WHAT YOU ARE ASKED TO DO: Every line containing the word "image" needs to be found and copied.

COLLECTED MATERIAL:
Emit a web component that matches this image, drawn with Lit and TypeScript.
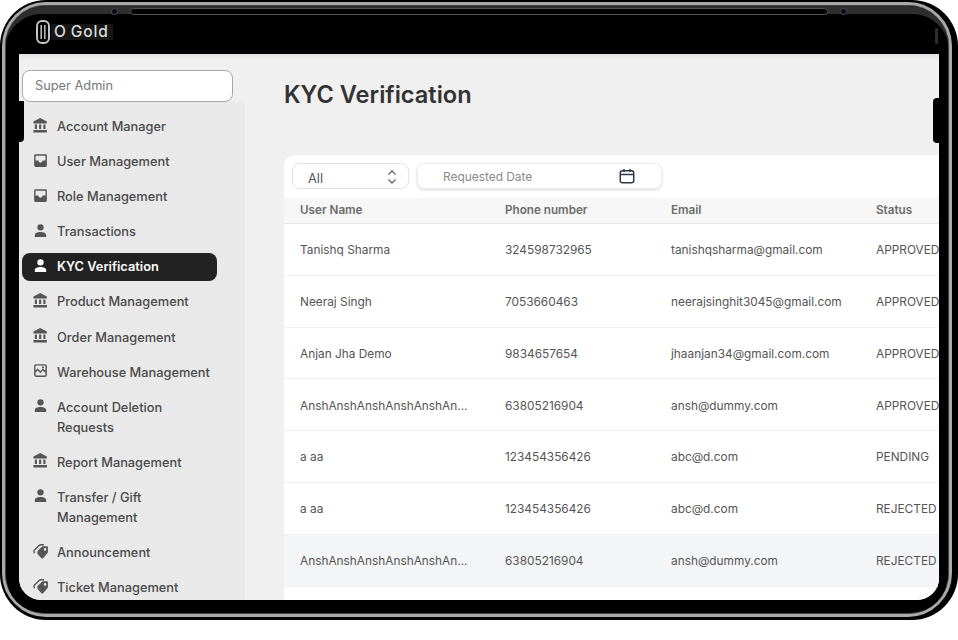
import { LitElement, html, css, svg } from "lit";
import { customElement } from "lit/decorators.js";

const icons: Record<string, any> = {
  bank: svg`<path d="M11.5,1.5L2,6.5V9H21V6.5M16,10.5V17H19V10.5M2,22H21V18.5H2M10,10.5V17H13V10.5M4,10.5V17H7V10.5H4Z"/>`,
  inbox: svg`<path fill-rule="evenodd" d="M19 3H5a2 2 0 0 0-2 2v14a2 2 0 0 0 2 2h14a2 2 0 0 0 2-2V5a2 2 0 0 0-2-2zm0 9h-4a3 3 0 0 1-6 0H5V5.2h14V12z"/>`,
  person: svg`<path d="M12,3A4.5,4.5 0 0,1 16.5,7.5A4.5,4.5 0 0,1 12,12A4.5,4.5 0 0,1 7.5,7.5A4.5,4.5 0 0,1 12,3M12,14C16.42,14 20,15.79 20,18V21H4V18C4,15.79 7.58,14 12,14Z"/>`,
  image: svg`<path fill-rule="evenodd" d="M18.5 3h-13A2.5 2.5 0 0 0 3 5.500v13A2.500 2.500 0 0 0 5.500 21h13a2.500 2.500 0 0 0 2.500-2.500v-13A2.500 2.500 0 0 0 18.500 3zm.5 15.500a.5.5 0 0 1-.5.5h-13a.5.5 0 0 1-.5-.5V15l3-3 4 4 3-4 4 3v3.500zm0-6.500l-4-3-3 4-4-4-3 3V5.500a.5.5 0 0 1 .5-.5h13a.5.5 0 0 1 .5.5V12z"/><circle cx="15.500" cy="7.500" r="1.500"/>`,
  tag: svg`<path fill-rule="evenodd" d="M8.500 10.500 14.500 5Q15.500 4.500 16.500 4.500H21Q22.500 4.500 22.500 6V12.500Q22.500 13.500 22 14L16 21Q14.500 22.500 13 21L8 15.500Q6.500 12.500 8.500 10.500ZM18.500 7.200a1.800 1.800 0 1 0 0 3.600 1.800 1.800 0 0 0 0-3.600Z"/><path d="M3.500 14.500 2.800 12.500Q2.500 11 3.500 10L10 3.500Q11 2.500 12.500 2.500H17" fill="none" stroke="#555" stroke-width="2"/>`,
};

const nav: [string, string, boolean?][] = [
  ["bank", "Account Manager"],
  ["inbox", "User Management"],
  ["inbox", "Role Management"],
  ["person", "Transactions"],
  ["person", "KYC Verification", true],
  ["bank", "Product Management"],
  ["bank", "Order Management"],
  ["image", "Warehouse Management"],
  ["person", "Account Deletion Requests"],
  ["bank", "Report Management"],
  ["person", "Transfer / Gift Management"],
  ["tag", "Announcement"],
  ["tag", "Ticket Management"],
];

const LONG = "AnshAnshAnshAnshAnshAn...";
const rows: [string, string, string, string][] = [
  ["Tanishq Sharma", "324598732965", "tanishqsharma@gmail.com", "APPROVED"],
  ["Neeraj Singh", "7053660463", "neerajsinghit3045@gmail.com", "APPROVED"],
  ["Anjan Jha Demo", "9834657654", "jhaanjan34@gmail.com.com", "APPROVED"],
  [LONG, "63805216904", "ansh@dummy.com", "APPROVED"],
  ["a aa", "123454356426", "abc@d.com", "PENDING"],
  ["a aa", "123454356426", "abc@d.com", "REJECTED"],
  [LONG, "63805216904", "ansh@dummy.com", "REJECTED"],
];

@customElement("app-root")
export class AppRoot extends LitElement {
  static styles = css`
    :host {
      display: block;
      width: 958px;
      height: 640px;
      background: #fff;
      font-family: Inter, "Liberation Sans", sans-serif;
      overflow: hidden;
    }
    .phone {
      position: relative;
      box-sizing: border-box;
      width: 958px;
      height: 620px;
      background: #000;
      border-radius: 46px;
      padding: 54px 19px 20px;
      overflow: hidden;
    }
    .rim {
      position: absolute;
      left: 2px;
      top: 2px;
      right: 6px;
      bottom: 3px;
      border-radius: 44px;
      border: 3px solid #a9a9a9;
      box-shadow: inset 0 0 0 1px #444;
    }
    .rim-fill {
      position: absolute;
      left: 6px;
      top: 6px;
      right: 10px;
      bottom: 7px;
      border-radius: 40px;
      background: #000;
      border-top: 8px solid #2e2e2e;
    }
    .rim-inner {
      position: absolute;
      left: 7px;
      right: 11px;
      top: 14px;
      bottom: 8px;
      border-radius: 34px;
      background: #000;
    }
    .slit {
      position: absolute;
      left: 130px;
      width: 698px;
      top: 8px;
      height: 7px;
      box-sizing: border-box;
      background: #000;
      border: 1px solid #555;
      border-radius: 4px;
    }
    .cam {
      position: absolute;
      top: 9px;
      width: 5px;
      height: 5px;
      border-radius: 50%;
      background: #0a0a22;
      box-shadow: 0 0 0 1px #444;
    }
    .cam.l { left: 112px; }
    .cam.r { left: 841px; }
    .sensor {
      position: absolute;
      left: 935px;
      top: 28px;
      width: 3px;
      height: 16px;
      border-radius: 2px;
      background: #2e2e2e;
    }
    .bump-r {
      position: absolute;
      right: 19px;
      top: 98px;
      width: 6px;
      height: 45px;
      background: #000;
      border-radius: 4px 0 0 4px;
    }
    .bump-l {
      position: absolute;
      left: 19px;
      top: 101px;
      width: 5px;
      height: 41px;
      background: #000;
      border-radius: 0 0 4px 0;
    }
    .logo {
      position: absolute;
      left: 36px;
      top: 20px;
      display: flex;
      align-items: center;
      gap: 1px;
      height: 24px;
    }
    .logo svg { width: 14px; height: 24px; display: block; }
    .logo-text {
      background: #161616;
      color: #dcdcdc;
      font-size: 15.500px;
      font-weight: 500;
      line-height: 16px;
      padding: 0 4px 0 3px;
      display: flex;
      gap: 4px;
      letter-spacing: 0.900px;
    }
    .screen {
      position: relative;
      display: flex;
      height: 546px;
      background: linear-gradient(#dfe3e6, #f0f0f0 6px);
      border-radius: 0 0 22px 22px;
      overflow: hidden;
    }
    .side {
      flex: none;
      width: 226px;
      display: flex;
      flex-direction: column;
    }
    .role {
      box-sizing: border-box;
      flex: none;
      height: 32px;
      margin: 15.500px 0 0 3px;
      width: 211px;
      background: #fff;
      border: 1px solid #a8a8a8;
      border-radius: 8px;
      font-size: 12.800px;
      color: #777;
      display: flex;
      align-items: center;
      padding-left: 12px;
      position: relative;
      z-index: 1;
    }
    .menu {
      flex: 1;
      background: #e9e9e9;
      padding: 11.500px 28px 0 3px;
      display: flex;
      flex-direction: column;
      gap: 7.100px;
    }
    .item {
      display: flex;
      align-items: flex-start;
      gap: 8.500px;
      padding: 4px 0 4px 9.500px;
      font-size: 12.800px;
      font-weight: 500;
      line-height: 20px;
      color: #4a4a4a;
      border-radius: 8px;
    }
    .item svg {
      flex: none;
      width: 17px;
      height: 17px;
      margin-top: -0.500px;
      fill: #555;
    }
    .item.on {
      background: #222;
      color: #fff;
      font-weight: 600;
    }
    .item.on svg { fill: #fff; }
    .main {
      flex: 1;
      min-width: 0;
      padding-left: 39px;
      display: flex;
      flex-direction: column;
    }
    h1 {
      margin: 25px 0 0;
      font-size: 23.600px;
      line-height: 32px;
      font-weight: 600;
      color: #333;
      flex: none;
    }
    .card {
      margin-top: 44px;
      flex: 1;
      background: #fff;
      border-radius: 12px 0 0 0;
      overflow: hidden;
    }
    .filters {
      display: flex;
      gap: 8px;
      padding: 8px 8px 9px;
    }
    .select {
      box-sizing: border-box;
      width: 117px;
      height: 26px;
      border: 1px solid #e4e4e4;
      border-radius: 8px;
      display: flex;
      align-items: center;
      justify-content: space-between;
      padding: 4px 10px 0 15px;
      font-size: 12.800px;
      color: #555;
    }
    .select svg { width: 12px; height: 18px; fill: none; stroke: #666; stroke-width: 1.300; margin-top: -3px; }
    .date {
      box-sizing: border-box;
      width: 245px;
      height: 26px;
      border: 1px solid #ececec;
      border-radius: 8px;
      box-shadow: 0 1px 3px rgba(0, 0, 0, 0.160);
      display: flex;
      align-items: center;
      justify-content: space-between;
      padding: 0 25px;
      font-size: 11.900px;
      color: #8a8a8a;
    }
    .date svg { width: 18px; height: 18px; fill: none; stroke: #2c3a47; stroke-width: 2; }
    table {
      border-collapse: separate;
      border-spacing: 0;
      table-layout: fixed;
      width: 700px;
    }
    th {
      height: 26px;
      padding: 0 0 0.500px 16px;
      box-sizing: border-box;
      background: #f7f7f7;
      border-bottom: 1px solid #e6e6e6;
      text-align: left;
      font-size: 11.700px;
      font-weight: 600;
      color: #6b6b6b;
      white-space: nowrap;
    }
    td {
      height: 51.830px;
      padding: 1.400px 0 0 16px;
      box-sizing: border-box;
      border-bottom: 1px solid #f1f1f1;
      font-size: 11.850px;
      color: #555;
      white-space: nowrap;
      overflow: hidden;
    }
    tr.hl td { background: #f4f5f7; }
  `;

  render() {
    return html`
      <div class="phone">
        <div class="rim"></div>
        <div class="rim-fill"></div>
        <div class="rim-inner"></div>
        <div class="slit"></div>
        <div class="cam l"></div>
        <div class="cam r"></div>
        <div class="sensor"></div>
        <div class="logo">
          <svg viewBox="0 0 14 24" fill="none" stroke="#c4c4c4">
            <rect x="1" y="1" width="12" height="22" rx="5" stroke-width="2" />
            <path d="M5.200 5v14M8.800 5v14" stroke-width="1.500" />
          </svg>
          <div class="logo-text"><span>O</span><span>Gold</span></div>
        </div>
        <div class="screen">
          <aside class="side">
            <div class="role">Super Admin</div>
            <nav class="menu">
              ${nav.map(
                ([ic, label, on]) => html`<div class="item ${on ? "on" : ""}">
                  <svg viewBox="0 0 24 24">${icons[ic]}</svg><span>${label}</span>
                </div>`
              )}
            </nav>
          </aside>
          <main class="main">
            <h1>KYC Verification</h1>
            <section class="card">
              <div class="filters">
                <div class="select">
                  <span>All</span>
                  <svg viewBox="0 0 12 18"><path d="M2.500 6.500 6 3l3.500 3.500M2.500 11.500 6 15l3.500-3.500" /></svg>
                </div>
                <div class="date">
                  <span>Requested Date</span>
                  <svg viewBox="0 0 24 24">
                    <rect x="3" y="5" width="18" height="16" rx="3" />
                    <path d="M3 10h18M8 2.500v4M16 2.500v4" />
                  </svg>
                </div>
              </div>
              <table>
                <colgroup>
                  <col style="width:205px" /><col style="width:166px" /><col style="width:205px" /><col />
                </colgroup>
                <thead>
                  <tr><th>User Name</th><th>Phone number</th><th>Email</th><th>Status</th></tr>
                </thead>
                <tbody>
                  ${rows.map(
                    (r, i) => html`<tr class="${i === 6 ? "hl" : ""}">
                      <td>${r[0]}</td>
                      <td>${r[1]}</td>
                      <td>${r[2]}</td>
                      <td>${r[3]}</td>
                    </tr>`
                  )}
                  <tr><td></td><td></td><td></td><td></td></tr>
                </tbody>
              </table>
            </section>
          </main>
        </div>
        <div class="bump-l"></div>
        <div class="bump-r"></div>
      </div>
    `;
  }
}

ANSWER TO THE EXERCISE:
Emit a web component that matches this image, drawn with Lit and TypeScript.
  image: svg`<path fill-rule="evenodd" d="M18.5 3h-13A2.5 2.5 0 0 0 3 5.500v13A2.500 2.500 0 0 0 5.500 21h13a2.500 2.500 0 0 0 2.500-2.500v-13A2.500 2.500 0 0 0 18.500 3zm.5 15.500a.5.5 0 0 1-.5.5h-13a.5.5 0 0 1-.5-.5V15l3-3 4 4 3-4 4 3v3.500zm0-6.500l-4-3-3 4-4-4-3 3V5.500a.5.5 0 0 1 .5-.5h13a.5.5 0 0 1 .5.5V12z"/><circle cx="15.500" cy="7.500" r="1.500"/>`,
  ["image", "Warehouse Management"],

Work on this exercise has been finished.